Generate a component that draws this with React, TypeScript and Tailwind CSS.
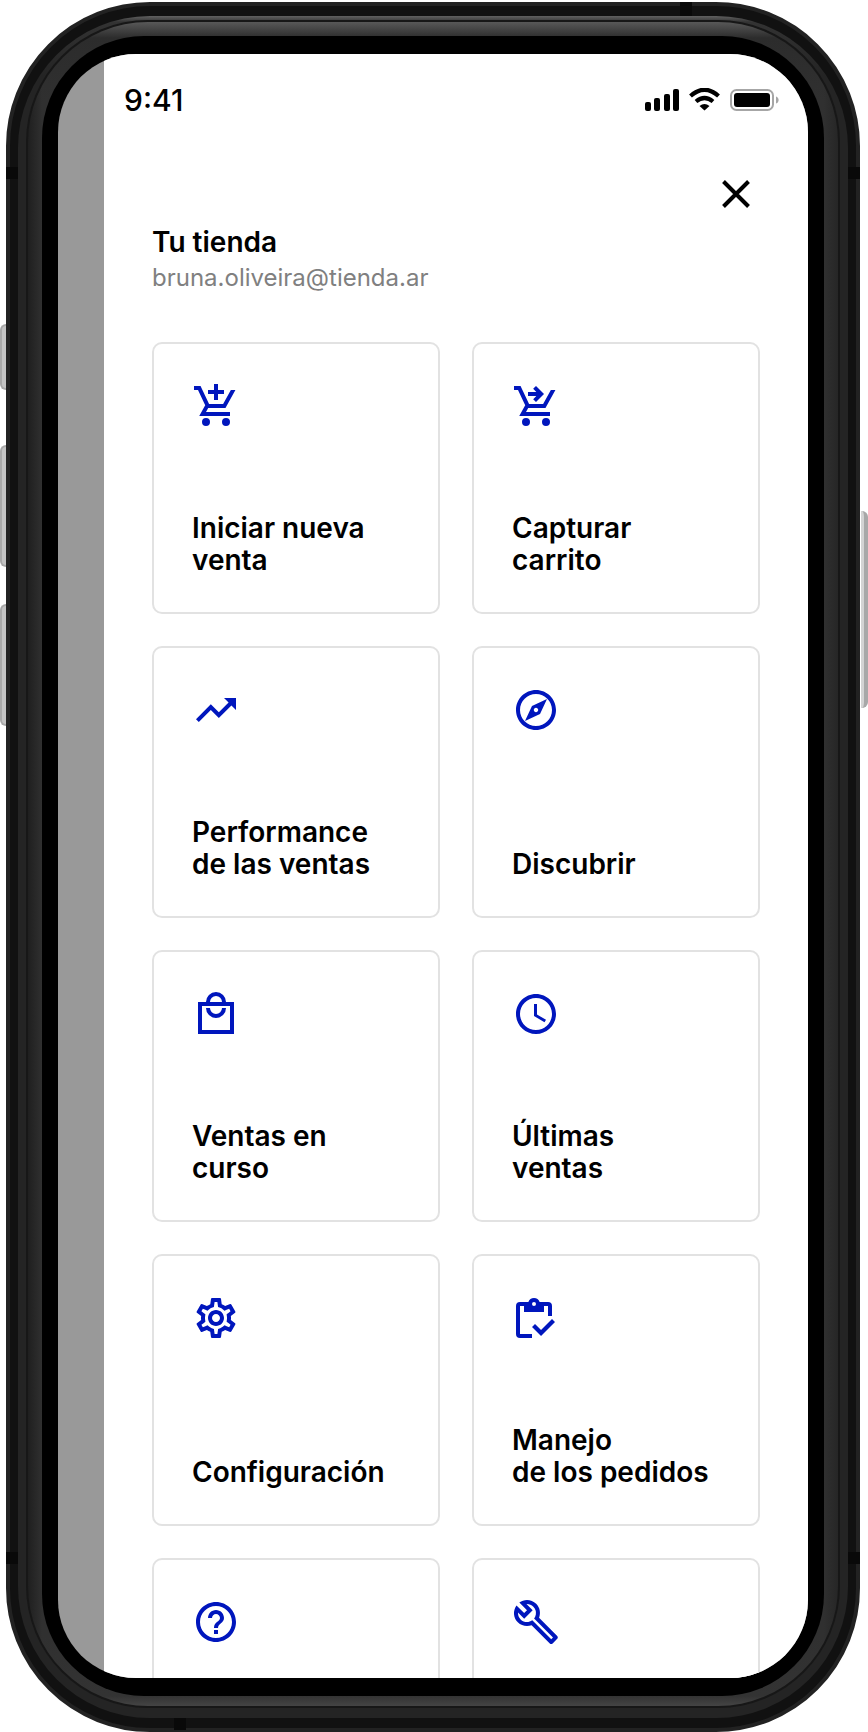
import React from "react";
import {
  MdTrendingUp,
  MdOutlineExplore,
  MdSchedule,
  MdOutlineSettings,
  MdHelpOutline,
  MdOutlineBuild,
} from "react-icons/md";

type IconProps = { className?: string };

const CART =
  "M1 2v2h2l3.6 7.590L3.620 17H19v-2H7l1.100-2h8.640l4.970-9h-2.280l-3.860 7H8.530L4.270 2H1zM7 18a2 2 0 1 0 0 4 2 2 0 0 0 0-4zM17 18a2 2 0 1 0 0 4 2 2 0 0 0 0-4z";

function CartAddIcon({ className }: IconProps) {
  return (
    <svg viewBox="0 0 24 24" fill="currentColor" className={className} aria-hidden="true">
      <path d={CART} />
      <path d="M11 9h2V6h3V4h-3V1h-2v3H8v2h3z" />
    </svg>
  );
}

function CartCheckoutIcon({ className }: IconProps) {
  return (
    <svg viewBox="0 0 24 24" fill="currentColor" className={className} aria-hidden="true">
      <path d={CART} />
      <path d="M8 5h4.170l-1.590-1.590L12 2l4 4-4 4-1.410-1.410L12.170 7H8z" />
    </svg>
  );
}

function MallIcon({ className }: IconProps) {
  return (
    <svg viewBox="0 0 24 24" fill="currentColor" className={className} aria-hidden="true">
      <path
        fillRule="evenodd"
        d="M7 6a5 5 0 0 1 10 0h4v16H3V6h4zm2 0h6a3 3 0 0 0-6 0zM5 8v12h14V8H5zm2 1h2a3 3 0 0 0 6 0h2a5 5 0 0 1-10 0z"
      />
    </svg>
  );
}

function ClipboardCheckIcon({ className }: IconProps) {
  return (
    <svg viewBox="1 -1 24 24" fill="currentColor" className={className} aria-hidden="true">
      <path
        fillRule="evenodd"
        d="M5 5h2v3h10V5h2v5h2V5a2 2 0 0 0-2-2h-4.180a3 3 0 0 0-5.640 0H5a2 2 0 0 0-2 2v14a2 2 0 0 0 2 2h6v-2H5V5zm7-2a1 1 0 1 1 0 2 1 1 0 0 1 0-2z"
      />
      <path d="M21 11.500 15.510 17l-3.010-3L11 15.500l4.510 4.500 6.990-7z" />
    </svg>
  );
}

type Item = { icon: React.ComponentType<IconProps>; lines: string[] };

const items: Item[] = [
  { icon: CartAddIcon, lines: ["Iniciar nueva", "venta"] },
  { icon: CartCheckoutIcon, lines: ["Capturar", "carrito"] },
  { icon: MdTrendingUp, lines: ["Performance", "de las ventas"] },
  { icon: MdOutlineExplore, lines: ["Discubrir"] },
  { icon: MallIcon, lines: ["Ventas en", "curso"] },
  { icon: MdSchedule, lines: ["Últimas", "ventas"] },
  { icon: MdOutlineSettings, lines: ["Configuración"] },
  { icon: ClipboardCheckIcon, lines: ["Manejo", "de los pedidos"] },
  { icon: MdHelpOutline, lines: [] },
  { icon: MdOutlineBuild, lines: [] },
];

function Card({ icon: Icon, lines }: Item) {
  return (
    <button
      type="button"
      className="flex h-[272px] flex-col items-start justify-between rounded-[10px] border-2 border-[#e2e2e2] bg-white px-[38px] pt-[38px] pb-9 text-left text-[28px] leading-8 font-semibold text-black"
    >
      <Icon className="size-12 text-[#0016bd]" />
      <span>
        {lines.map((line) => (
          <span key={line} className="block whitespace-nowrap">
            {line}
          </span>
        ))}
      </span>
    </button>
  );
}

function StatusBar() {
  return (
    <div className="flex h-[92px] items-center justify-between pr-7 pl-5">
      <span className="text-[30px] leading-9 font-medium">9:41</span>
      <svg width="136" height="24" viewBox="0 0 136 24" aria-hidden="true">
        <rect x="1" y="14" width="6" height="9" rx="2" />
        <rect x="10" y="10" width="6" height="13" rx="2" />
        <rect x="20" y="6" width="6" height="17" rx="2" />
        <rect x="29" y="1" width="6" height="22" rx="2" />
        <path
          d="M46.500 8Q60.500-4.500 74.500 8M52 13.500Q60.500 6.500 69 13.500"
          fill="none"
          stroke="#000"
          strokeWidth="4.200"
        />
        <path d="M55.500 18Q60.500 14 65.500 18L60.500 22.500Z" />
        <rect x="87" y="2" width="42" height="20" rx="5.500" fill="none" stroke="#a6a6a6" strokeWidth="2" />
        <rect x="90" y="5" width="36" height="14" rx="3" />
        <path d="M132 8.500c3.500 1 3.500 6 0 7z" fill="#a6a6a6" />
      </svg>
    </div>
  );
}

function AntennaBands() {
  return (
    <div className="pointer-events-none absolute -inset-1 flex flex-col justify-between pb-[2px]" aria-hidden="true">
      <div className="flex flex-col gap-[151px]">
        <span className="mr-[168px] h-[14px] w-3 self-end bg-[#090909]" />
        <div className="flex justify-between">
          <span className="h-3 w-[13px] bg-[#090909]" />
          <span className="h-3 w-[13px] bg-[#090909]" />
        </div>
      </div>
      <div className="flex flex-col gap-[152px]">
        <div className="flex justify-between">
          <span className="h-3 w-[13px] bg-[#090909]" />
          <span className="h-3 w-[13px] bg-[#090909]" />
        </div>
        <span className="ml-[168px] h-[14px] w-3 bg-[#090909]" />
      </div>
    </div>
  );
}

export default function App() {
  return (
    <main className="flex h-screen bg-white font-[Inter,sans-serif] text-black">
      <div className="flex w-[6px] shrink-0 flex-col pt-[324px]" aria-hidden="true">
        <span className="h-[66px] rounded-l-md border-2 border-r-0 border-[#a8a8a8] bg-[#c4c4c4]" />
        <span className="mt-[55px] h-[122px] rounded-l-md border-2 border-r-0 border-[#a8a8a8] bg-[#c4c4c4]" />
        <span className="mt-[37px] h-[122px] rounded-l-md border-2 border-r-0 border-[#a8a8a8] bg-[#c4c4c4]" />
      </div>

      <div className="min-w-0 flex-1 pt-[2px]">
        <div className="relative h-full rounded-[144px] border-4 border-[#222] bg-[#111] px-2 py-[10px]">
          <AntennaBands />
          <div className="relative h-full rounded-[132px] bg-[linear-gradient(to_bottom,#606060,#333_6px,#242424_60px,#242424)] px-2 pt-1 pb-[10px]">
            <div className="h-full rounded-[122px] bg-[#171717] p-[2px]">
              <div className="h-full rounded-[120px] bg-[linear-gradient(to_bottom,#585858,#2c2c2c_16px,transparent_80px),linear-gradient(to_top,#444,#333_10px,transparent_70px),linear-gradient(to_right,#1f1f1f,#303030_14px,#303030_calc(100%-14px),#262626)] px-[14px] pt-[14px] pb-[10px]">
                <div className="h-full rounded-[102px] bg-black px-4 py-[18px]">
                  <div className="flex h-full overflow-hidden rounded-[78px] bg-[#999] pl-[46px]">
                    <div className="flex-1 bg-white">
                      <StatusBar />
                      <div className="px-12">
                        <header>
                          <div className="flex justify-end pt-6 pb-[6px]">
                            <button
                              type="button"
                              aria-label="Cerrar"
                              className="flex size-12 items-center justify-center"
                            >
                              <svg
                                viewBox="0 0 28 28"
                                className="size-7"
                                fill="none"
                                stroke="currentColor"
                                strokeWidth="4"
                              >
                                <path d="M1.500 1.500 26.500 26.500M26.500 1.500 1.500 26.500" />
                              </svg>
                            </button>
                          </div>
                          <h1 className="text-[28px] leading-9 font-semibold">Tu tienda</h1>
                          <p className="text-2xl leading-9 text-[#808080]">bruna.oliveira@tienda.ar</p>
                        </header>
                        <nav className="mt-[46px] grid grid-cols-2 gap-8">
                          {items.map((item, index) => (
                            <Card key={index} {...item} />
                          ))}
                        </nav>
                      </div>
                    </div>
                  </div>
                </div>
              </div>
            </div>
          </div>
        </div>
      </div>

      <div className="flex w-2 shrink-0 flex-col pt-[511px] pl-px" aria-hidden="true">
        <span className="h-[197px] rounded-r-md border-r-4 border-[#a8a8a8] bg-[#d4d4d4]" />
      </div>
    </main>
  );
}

*-*-*

Work to complete:
Write out exactly the lines between the start of the data and the line with "7H8.530L4.270 2H1zM7 18a2", including both, but none of the pictures.

Correct answer:
Generate a component that draws this with React, TypeScript and Tailwind CSS.
import React from "react";
import {
  MdTrendingUp,
  MdOutlineExplore,
  MdSchedule,
  MdOutlineSettings,
  MdHelpOutline,
  MdOutlineBuild,
} from "react-icons/md";

type IconProps = { className?: string };

const CART =
  "M1 2v2h2l3.6 7.590L3.620 17H19v-2H7l1.100-2h8.640l4.970-9h-2.280l-3.860 7H8.530L4.270 2H1zM7 18a2 2 0 1 0 0 4 2 2 0 0 0 0-4zM17 18a2 2 0 1 0 0 4 2 2 0 0 0 0-4z";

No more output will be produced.